Dealers saw robust attendance and encouraging signs for the future of in-person art events.

Installation view of BANK MABSOCIETY at the Visitor section of Gallery Weekend Beijing.

After the turmoil that stalled much of the 2020 art calendar, Gallery Weekend Beijing marks one of the first signs of a return to interacting with art in real life—and so far there’s been robust demand.

Originally scheduled for March, the fifth-annual edition of the event was postponed to May and ran for a week before ending yesterday (though some visiting galleries are continuing their runs for additional weeks).
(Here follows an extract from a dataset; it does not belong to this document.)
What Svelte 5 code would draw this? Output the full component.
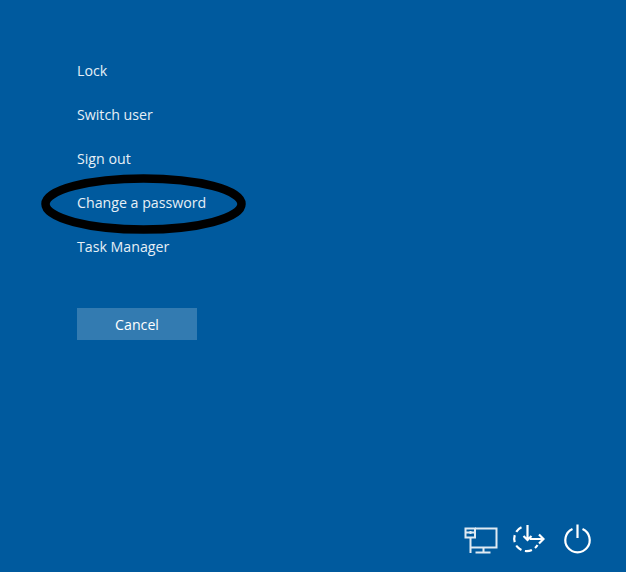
<script>
	const options = ['Lock', 'Switch user', 'Sign out', 'Change a password', 'Task Manager'];
</script>

<div class="screen">
	<nav class="menu">
		{#each options as label (label)}
			<a class="option" href="#top">{label}</a>
		{/each}
		<button class="cancel">Cancel</button>
	</nav>

	<!-- hand drawn annotation around the password option -->
	<svg class="circle" viewBox="0 0 205 60" fill="none" stroke="#000" stroke-width="8.500">
		<ellipse cx="102.500" cy="30" rx="98" ry="25.500" />
	</svg>

	<div class="tray">
		<svg class="net" viewBox="0 0 34 32" fill="none" stroke="#dfeaf3" stroke-width="2">
			<path d="M11 4.500H32.500V23.500H6.500" />
			<path d="M1.500 4.500h9.500v9H1.500zM1.500 8.500h9.500M6.500 7v3M6.500 13.500V29M19.500 23.500v5M11.500 28.500h15" />
		</svg>
		<svg class="ease" viewBox="0 0 33 32" fill="none" stroke="#fff" stroke-width="2.200">
			<path d="M9.500 3.300A12.500 12.500 0 1 0 25.500 21" stroke-dasharray="7 3.600" />
			<path d="M15.500 1v15M11.500 12l4 4 4-4M18 15H31M27 10.500l4.500 4.500-4.500 4.500" />
		</svg>
		<svg class="power" viewBox="0 0 29 32" fill="none" stroke="#fff" stroke-width="2.200">
			<path d="M14.500 0.500V14" />
			<path d="M9.500 5A12.200 12.200 0 1 0 19.500 5" />
		</svg>
	</div>
</div>

<style>
	:global(body) {
		margin: 0;
	}

	.screen {
		position: relative;
		display: flex;
		flex-direction: column;
		box-sizing: border-box;
		height: 572px;
		padding: 49px 34px 16px 77px;
		background: #005a9e;
		font-family: 'Open Sans', 'Noto Sans', sans-serif;
		color: #e6eff6;
		overflow: hidden;
	}

	.menu {
		display: flex;
		flex-direction: column;
		align-items: flex-start;
	}

	.option {
		height: 44px;
		line-height: 44px;
		font-size: 14.200px;
		color: inherit;
		text-decoration: none;
	}

	.cancel {
		width: 120px;
		height: 32px;
		margin-top: 39px;
		padding: 0;
		border: none;
		background: #337bb1;
		color: #fff;
		font: inherit;
		font-size: 14.200px;
	}

	.circle {
		position: absolute;
		left: 41px;
		top: 174px;
		width: 205px;
		height: 60px;
	}

	.tray {
		display: flex;
		justify-content: flex-end;
		margin-top: auto;
	}

	.net {
		width: 34px;
		height: 32px;
	}

	.ease {
		width: 33px;
		height: 32px;
		margin-left: 14px;
	}

	.power {
		width: 29px;
		height: 32px;
		margin-left: 18px;
	}
</style>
The surprisingly high number of in-person visitors—199,000 according to the official count—largely came from the region.

The figure marked a 72 percent year-on-year growth in visitors, organizers said, though it’s safe to assume numbers were depressed last year amid the pandemic as well.
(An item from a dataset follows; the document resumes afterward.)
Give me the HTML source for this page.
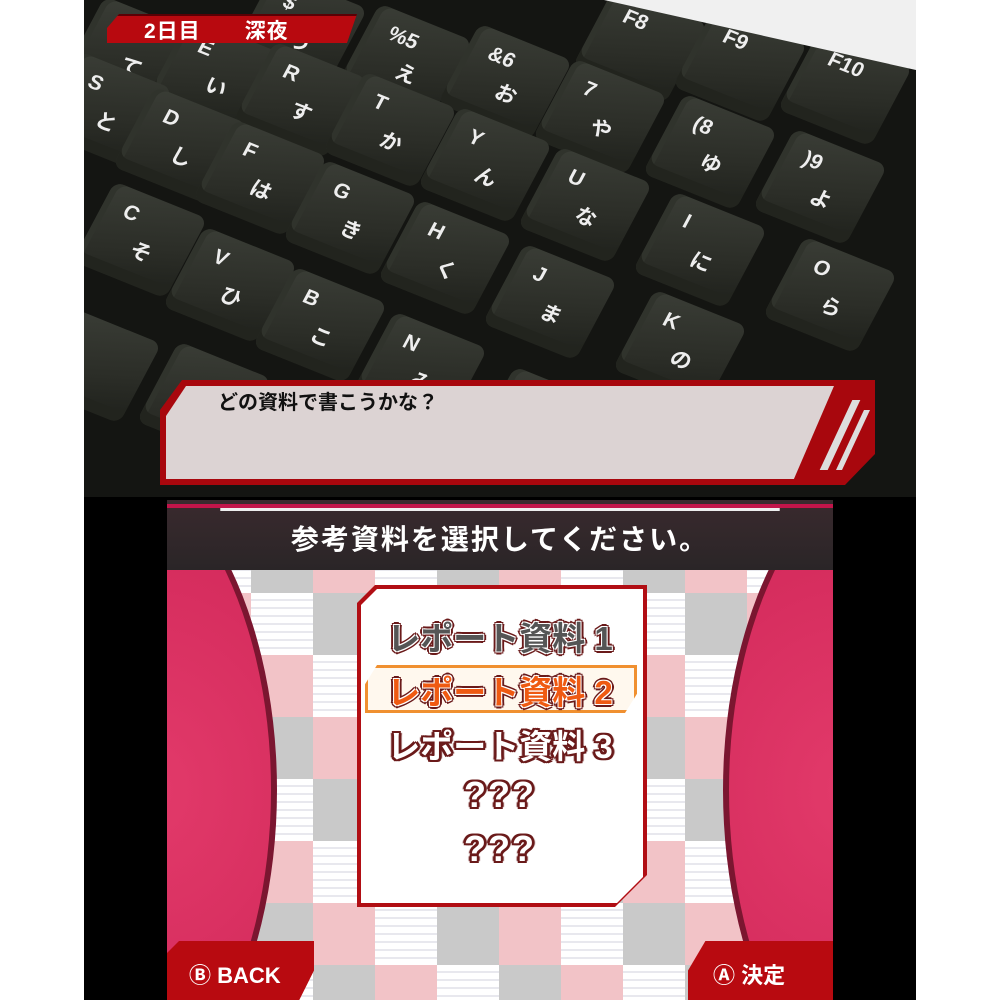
<!DOCTYPE html>
<html><head><meta charset="utf-8"><style>
*{margin:0;padding:0;box-sizing:border-box}
body{width:1000px;height:1000px;background:#fff;position:relative;overflow:hidden;font-family:"Liberation Sans","Noto Sans CJK JP",sans-serif}
#top{position:absolute;left:84px;top:0;width:832px;height:497px;background:#141512;overflow:hidden}
.key{position:absolute;width:100px;height:90px;margin:-45px 0 0 -50px;border-radius:10px;background:linear-gradient(160deg,#3a3d36,#2b2d27 60%,#1e201b);box-shadow:inset 0 -12px 0 #22241e,inset 6px 0 0 #30332c;transform:rotate(22deg) skewX(-6deg);color:#eee;font-weight:bold;font-size:21px}
.key span{position:absolute;left:22px;top:12px}
.key i{position:absolute;left:46px;top:40px;font-style:normal}
#bot{position:absolute;left:84px;top:497px;width:832px;height:503px;background:#000}
#scr{position:absolute;left:167px;top:500px;width:666px;height:500px;overflow:hidden;background:#fff}
.cell{position:absolute;width:62px;height:62px}
.w{background:repeating-linear-gradient(#fff 0 6px,#e8e8ee 6px 8px)}
.p{background:#f2c3c7}
.g{background:#c9c9c9}
.out{font-weight:bold;text-align:center;position:absolute;left:0;width:666px;font-size:33px;color:#555;text-shadow:1px 1px 0 #fff,-1px -1px 0 #fff,1px -1px 0 #fff,-1px 1px 0 #fff,3px 0 0 #6a1a1a,-3px 0 0 #6a1a1a,0 3px 0 #6a1a1a,0 -3px 0 #6a1a1a,2px 2px 0 #6a1a1a,-2px -2px 0 #6a1a1a,2px -2px 0 #6a1a1a,-2px 2px 0 #6a1a1a}
.wt{color:#fff;text-shadow:2px 0 0 #6a1a1a,-2px 0 0 #6a1a1a,0 2px 0 #6a1a1a,0 -2px 0 #6a1a1a,2px 2px 0 #6a1a1a,-2px -2px 0 #6a1a1a,2px -2px 0 #6a1a1a,-2px 2px 0 #6a1a1a,3px 0 1px #6a1a1a,-3px 0 1px #6a1a1a}
</style></head><body>
<div id="top">
<div class="key" style="left:556px;top:45px"><span>F8</span></div>
<div class="key" style="left:656px;top:65px"><span>F9</span></div>
<div class="key" style="left:761px;top:88px"><span>F10</span></div>
<div class="key" style="left:216px;top:30px"><span>$</span><i>う</i></div>
<div class="key" style="left:321px;top:62px"><span>%5</span><i>え</i></div>
<div class="key" style="left:421px;top:82px"><span>&amp;6</span><i>お</i></div>
<div class="key" style="left:516px;top:117px"><span>7</span><i>や</i></div>
<div class="key" style="left:626px;top:152px"><span>(8</span><i>ゆ</i></div>
<div class="key" style="left:736px;top:187px"><span>)9</span><i>よ</i></div>
<div class="key" style="left:46px;top:55px"><span>W</span><i>て</i></div>
<div class="key" style="left:131px;top:75px"><span>E</span><i>い</i></div>
<div class="key" style="left:216px;top:100px"><span>R</span><i>す</i></div>
<div class="key" style="left:306px;top:130px"><span>T</span><i>か</i></div>
<div class="key" style="left:401px;top:165px"><span>Y</span><i>ん</i></div>
<div class="key" style="left:501px;top:205px"><span>U</span><i>な</i></div>
<div class="key" style="left:616px;top:250px"><span>I</span><i>に</i></div>
<div class="key" style="left:746px;top:295px"><span>O</span><i>ら</i></div>
<div class="key" style="left:21px;top:110px"><span>S</span><i>と</i></div>
<div class="key" style="left:96px;top:145px"><span>D</span><i>し</i></div>
<div class="key" style="left:176px;top:178px"><span>F</span><i>は</i></div>
<div class="key" style="left:266px;top:218px"><span>G</span><i>き</i></div>
<div class="key" style="left:361px;top:258px"><span>H</span><i>く</i></div>
<div class="key" style="left:466px;top:302px"><span>J</span><i>ま</i></div>
<div class="key" style="left:596px;top:348px"><span>K</span><i>の</i></div>
<div class="key" style="left:56px;top:240px"><span>C</span><i>そ</i></div>
<div class="key" style="left:146px;top:285px"><span>V</span><i>ひ</i></div>
<div class="key" style="left:236px;top:325px"><span>B</span><i>こ</i></div>
<div class="key" style="left:336px;top:370px"><span>N</span><i>み</i></div>
<div class="key" style="left:456px;top:425px"><span>M</span><i>も</i></div>
<div class="key" style="left:10px;top:365px"></div>
<div class="key" style="left:120px;top:400px"></div>
<div style="position:absolute;left:0;top:0;width:832px;height:100px;background:#f0f0f0;clip-path:polygon(520px 0,832px 0,832px 70px)"></div>
<div style="position:absolute;left:23px;top:14px;width:250px;height:29px;background:#b8090f;clip-path:polygon(12px 0,100% 0,calc(100% - 10px) 100%,0 100%,0 14px);border-top:2px solid #5a0005"></div>
<div style="position:absolute;left:60px;top:15px;color:#fff;font-weight:bold;font-size:21px;letter-spacing:1px">2日目　　深夜</div>
<div style="position:absolute;left:76px;top:380px;width:715px;height:105px;background:#a8070d;clip-path:polygon(22px 0,100% 0,100% 74px,calc(100% - 30px) 100%,0 100%,0 30px)"></div>
<div style="position:absolute;left:82px;top:386px;width:668px;height:93px;background:rgba(222,222,222,.95);clip-path:polygon(20px 0,100% 0,94% 100%,0 100%,0 30px)"></div>
<div style="position:absolute;left:752px;top:400px;width:8px;height:70px;background:#ddd;transform:skewX(-25deg)"></div>
<div style="position:absolute;left:766px;top:410px;width:6px;height:60px;background:#ddd;transform:skewX(-25deg)"></div>
<div style="position:absolute;left:134px;top:386px;color:#111;font-weight:bold;font-size:20px">どの資料で書こうかな？</div>
</div>
<div id="bot"></div>
<div id="scr">
<div id="grid"></div>
<div style="position:absolute;left:-300px;top:-60px;width:410px;height:700px;border-radius:50%;background:radial-gradient(ellipse at 70% 50%,#e23a6a,#c81e50);border:6px solid #7b1630"></div>
<div style="position:absolute;left:556px;top:-60px;width:410px;height:700px;border-radius:50%;background:radial-gradient(ellipse at 30% 50%,#e23a6a,#c81e50);border:6px solid #7b1630"></div>
<div style="position:absolute;left:0;top:0;width:666px;height:70px;background:linear-gradient(#3a2a2e,#2a2527)"></div>
<div style="position:absolute;left:0;top:4px;width:666px;height:4px;background:#c2154a"></div>
<div style="position:absolute;left:0;top:8px;width:666px;height:3px;background:#eee;clip-path:polygon(8% 0,92% 0,92% 100%,8% 100%)"></div>
<div style="position:absolute;left:0;top:18px;width:666px;text-align:center;color:#fff;font-weight:bold;font-size:28px;letter-spacing:2px">参考資料を選択してください。</div>
<div style="position:absolute;left:190px;top:85px;width:290px;height:322px;background:#b10e14;clip-path:polygon(18px 0,100% 0,100% 290px,258px 100%,0 100%,0 18px)"></div>
<div style="position:absolute;left:194px;top:89px;width:282px;height:314px;background:#fff;clip-path:polygon(16px 0,100% 0,100% 288px,256px 100%,0 100%,0 16px)"></div>
<div style="position:absolute;left:198px;top:165px;width:272px;height:48px;border:3px solid #f09030;background:#fff8ee;clip-path:polygon(12px 0,100% 0,100% 60%,calc(100% - 12px) 100%,0 100%,0 40%)"></div>
<div class="out" style="top:112px">レポート資料 1</div>
<div class="out" style="top:166px;color:#ef5a12">レポート資料 2</div>
<div class="out wt" style="top:220px">レポート資料 3</div>
<div class="out wt" style="top:274px;font-size:36px;letter-spacing:2px">???</div>
<div class="out wt" style="top:328px;font-size:36px;letter-spacing:2px">???</div>
<div style="position:absolute;left:0;top:441px;width:147px;height:59px;background:#b80a10;clip-path:polygon(0 12px,12px 0,100% 0,100% 50%,90% 100%,0 100%)"></div>
<div style="position:absolute;left:22px;top:458px;color:#fff;font-weight:bold;font-size:22px">Ⓑ BACK</div>
<div style="position:absolute;left:521px;top:441px;width:145px;height:59px;background:#b80a10;clip-path:polygon(12% 0,100% 0,100% 100%,0 100%,0 50%)"></div>
<div style="position:absolute;left:546px;top:458px;color:#fff;font-weight:bold;font-size:22px">Ⓐ 決定</div>
</div>
<script>
var g=document.getElementById('grid'),c=['w','g','p'],h='';
for(var r=0;r<10;r++)for(var k=0;k<12;k++){h+='<div class="cell '+c[(k+r*2)%3]+'" style="left:'+(22+k*62-62)+'px;top:'+(31+r*62-62)+'px"></div>';}
g.innerHTML=h;
</script>
</body></html>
Gallery Weekend Beijing director Amber Yifei Wang.

Gallery Weekend Beijing director Amber Yifei Wang.

“Under three core concepts—ecology, technology, and recovery—this year’s Gallery Weekend Beijing expanded its exhibition both physically and digitally,” said director Amber Yifei Wang in a statement. The platform has “broken the traditional gallery weekend model and became an anchor event for the city as well as a milestone for the art world.”

Travel restrictions meant most of the visitors came from cities surrounding Beijing. “Though it is the domestic collectors with whom we have mostly interacted, we are very delighted to see renowned collectors from Nanjing, Guangzhou, Shanghai, Hangzhou, and many more cities during this year’s edition,” said a spokesperson from the visiting Paris gallery Balice Hertling, which showed works by Enzo Cucchi, Camille Blatrix, Julie Beaufils, and Owen Fu. “I am also impressed by the emerging and young collectors among them.”
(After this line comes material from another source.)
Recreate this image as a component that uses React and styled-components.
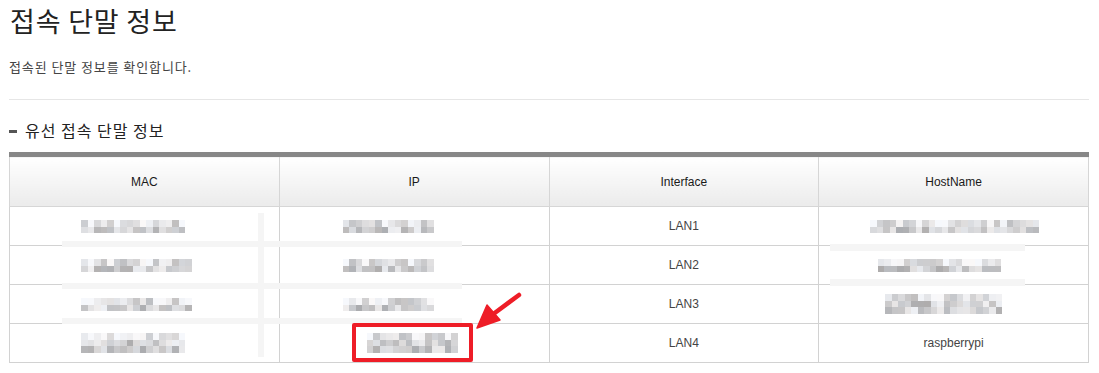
import React from "react";
import styled, { createGlobalStyle } from "styled-components";

const Global = createGlobalStyle`
  html, body { margin: 0; padding: 0; background: #fff; }
  body { font-family: "Noto Sans CJK KR", "Noto Sans", sans-serif; color: #222; }
`;

const Page = styled.div`
  width: 1099px;
  padding: 0 10px 0 9px;
  box-sizing: border-box;
`;

const Title = styled.h1`
  margin: 0;
  padding: 1px 0 0 1px;
  font-size: 27px;
  font-weight: 400;
  letter-spacing: 0.8px;
  line-height: 40px;
  color: #222;
`;

const Desc = styled.p`
  margin: 17px 0 0 0;
  font-size: 13px;
  letter-spacing: 0.9px;
  line-height: 18px;
  color: #444;
`;

const Divider = styled.hr`
  margin: 23px 0 0 0;
  border: 0;
  border-top: 1px solid #e6e6e6;
`;

const SectionTitle = styled.h2`
  margin: 19px 0 0 0;
  display: flex;
  align-items: center;
  gap: 8px;
  font-size: 16px;
  font-weight: 400;
  letter-spacing: 1px;
  line-height: 22px;
  color: #222;
  &::before {
    content: "";
    width: 8px;
    height: 3px;
    background: #555;
    margin-top: 2px;
  }
`;

const TableWrap = styled.div`
  position: relative;
  margin-top: 11px;
  width: 1080px;
`;

const Table = styled.table`
  width: 100%;
  border-collapse: collapse;
  table-layout: fixed;
  border-top: 5px solid #878787;
  font-family: "Liberation Sans", Arial, sans-serif;
  font-size: 12px;
`;

const Th = styled.th`
  height: 49px;
  padding: 0;
  font-weight: 400;
  color: #1a1a1a;
  background: linear-gradient(#ffffff, #ebebeb);
  border: 1px solid #d6d6d6;
  border-top: 0;
`;

const Td = styled.td`
  height: 38px;
  padding: 0;
  text-align: center;
  color: #444;
  border: 1px solid #d2d2d2;
`;

const Mosaic = styled.div`
  display: inline-grid;
  grid-template-columns: repeat(${(p) => p.$cols}, 6.5px);
  grid-auto-rows: 6.5px;
  vertical-align: middle;
  transform: translateX(${(p) => p.$shift || 0}px);
`;

const Pix = styled.span`
  display: block;
`;

const Smudge = styled.div`
  position: absolute;
  background: #f5f5f5;
  pointer-events: none;
`;

const Highlight = styled.div`
  position: absolute;
  left: 343px;
  top: 171px;
  width: 121px;
  height: 39px;
  box-sizing: border-box;
  border: 4px solid #ee1d27;
  border-radius: 2px;
  pointer-events: none;
`;

const Arrow = styled.svg`
  position: absolute;
  left: 455px;
  top: 136px;
  overflow: visible;
  pointer-events: none;
`;

// deterministic grey shades for the pixelated (redacted) values
function shades(seed, count, cols) {
  const out = [];
  let s = seed * 9301 + 49297;
  for (let i = 0; i < count; i++) {
    s = (s * 9301 + 49297) % 233280;
    const r = s / 233280;
    const row = Math.floor(i / cols);
    const light = row === 0 ? 18 : 0;
    const base = Math.min(248, 172 + light + Math.floor(r * 70));
    const tint = (i % 5) - 2;
    out.push(`rgb(${base + tint}, ${base}, ${base - tint + 2})`);
  }
  return out;
}

function Redacted({ cols, rows, seed, shift }) {
  const list = shades(seed, cols * rows, cols);
  return (
    <Mosaic $cols={cols} $shift={shift}>
      {list.map((c, i) => (
        <Pix key={i} style={{ background: c }} />
      ))}
    </Mosaic>
  );
}

const rows = [
  { mac: [16, 2, 3, -11], ip: [14, 2, 7, -26], iface: "LAN1", host: [26, 2, 11, 1] },
  { mac: [17, 2, 13, -8], ip: [14, 2, 17, -26], iface: "LAN2", host: [19, 2, 19, -14] },
  { mac: [17, 2, 23, -8], ip: [14, 2, 29, -26], iface: "LAN3", host: [18, 3, 31, -10] },
  { mac: [16, 3, 37, -11], ip: [14, 3, 41, -2], iface: "LAN4", host: "raspberrypi" },
];

const r = (a) => <Redacted cols={a[0]} rows={a[1]} seed={a[2]} shift={a[3]} />;

export default function App() {
  return (
    <>
      <Global />
      <Page>
        <Title>접속 단말 정보</Title>
        <Desc>접속된 단말 정보를 확인합니다.</Desc>
        <Divider />
        <SectionTitle>유선 접속 단말 정보</SectionTitle>
        <TableWrap>
          <Table>
            <thead>
              <tr>
                <Th>MAC</Th>
                <Th>IP</Th>
                <Th>Interface</Th>
                <Th>HostName</Th>
              </tr>
            </thead>
            <tbody>
              {rows.map((row) => (
                <tr key={row.iface}>
                  <Td>{r(row.mac)}</Td>
                  <Td>{r(row.ip)}</Td>
                  <Td>{row.iface}</Td>
                  <Td>{typeof row.host === "string" ? row.host : r(row.host)}</Td>
                </tr>
              ))}
            </tbody>
          </Table>
          <Smudge style={{ left: 53, top: 89, width: 400, height: 6 }} />
          <Smudge style={{ left: 53, top: 131, width: 400, height: 6 }} />
          <Smudge style={{ left: 53, top: 166, width: 400, height: 6 }} />
          <Smudge style={{ left: 249, top: 61, width: 6, height: 144 }} />
          <Smudge style={{ left: 821, top: 92, width: 195, height: 7 }} />
          <Smudge style={{ left: 821, top: 127, width: 195, height: 7 }} />
          <Highlight />
          <Arrow width="60" height="50" viewBox="0 0 60 50">
            <line x1="55" y1="7" x2="28" y2="27" stroke="#ee1d27" strokeWidth="4.5" strokeLinecap="round" />
            <polygon points="13,40 23,17 36,32" fill="#ee1d27" stroke="#ee1d27" strokeWidth="1.5" strokeLinejoin="round" />
          </Arrow>
        </TableWrap>
      </Page>
    </>
  );
}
A spokesperson for Pilar Corrias said that the regional focus was a positive aspect of this year’s event: “It is precisely why we have decided to participate. We are willing to start building connections with domestic audiences.”

The main sector was held across seven locations and included 29 participants (21 galleries, seven nonprofits, and one independent institution), which represents a 32 percent jump over last year. Meanwhile, the a dedicated section for non-local galleries brought together eight domestic and overseas galleries, including A Thousand Plateaus Art Space (from Chengdu), Bank/Mabsociety (Shanghai), Gladstone Gallery (New York and Brussels), and Pilar Corrias (London).

Installation view of of A Thousand Plateaus in the Visiting Sector at Gallery Weekend Beijing 2021

Installation view of of A Thousand Plateaus in the Visiting Sector at Gallery Weekend Beijing 2021

“The mood was quite festive but well-paced and the format of the event, with one-month exhibitions in proper gallery spaces, made it a lot more organized and easier to experience the work and have more in-depth conversations with clients and visitors,” said Matthieu Borysevicz, co-founder and director of Shanghai’s Bank/Mabsociety.

“Besides one gallerist from New York who went through hell and high water to attend the fair it was all local attendees,” Borysevicz added. “But Beijing and China have enough art lovers alone to have made it a great success.”